The Sketch Bar was etched into the memory of many people because of the mix of people who spent time there and the atmosphere.  

“It was very eclectic,” Kountz’s sister Chris Pochert Ringle said. “The day crowd didn’t look like the night crowd. It was everyone from a conservative group during the day to left-leaning radicals at night.”

Glenn Stroessner, who frequented the bar during the early 1970s, said it was “a place for the hippies to hang out.”

“It was always a well-kept crowd,” he said. “There was a great ambience. I like to think of it as our Cheers in Port Washington, where everyone knew your name.”

But it was more than just a bar, he said. The Pocherts, better known as Tony and Marge, were immersed in the art scene, and they brought that passion to the tavern at the corner of Grand Avenue and Moore Road.

Marge would organize art shows at the bar virtually every month, while Tony would do charcoal sketches of the patrons and hang them on the walls, Kountz said.

Also on display was a sculpture of a centaur named Cecil made by the couple’s son Tom.

“I used to come in there to have a beer and look at the artwork,” Stroessner said.  “It was just a little hole in the wall, but the artwork made it seem a little more special. It was a great place to go.”

Remembering that artwork, Stroessner put out a note on the I Grew Up In Port Washington Facebook page earlier this year, asking if anyone had any of those pieces.

The response, he said, was astounding — even more so when someone suggested there should be a reunion for those who had hung out and worked at the bar.

“I figured that all it would take is someone naming a time and place to meet,” Stroessner said.

So he set the date for Sunday, July 22, because so many people return to Port for Fish Day on the third Saturday in July.

“At least eight people said they would come,” Stroessner said with a laugh before the reunion. “I’m just shocked at how it grew from a simple question to this.”

Marge and Tony, who owned the bar from 1966 to 1977, would be pleased, their daughters said.

The couple had owned a Milwaukee tavern called the Sketch Bar for years, then ran a custom framing business in a transitional area of the city, Ringle said, but when things got bad they moved to Port.

Marge and Tony would tend the bar during the day. During those early years, Marge would make meals for the workers from Simplicity who would stop by for lunch and 25-cent beers, she said.

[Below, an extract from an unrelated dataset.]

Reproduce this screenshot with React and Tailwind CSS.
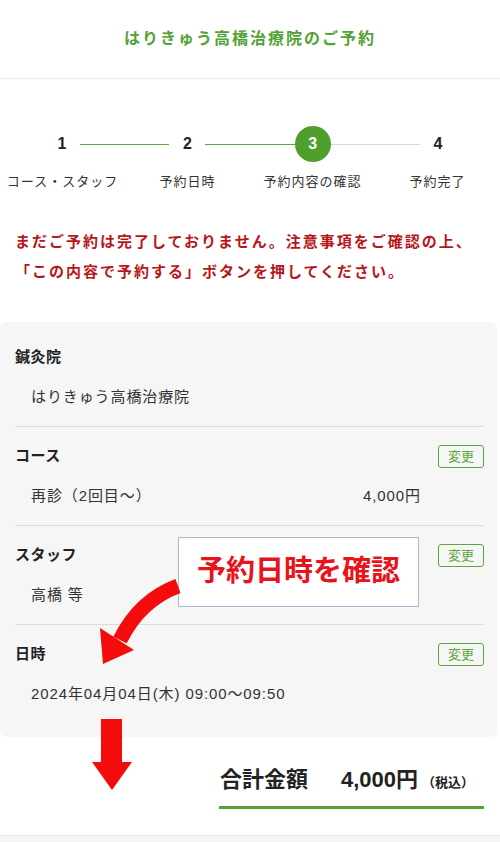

Tony used his artistic skills to create portraits of the bar’s customers, but that wasn’t the only skill he used at the tavern, Kountz said.

“My dad could also write upside down and backwards,” she said. “Someone would come in with a long Polish name and he’d have a paper facing you and, starting with the last letter, write it out so you could read it. People couldn’t believe it.”

While their parents often tended bar during the day, Ringle said she and her siblings often handled those duties at night, when the crowd was much younger.

“It was a very fun place,” she said. “We had an excellent, lively group of young people who would hang out there. It was the end of the Vietnam era, and we had soldiers, Vietnam vets against the war. It was a real mix of people.”

Stroessner said the crowd at the reunion, which included a number of Pochert family members, wasn’t as large as he had hoped, but those who attended enjoyed themselves.

A number of people have said they were sad they missed the reunion, Kountz said. Will that will lead to another reunion?

“We’ll have to see,” she said.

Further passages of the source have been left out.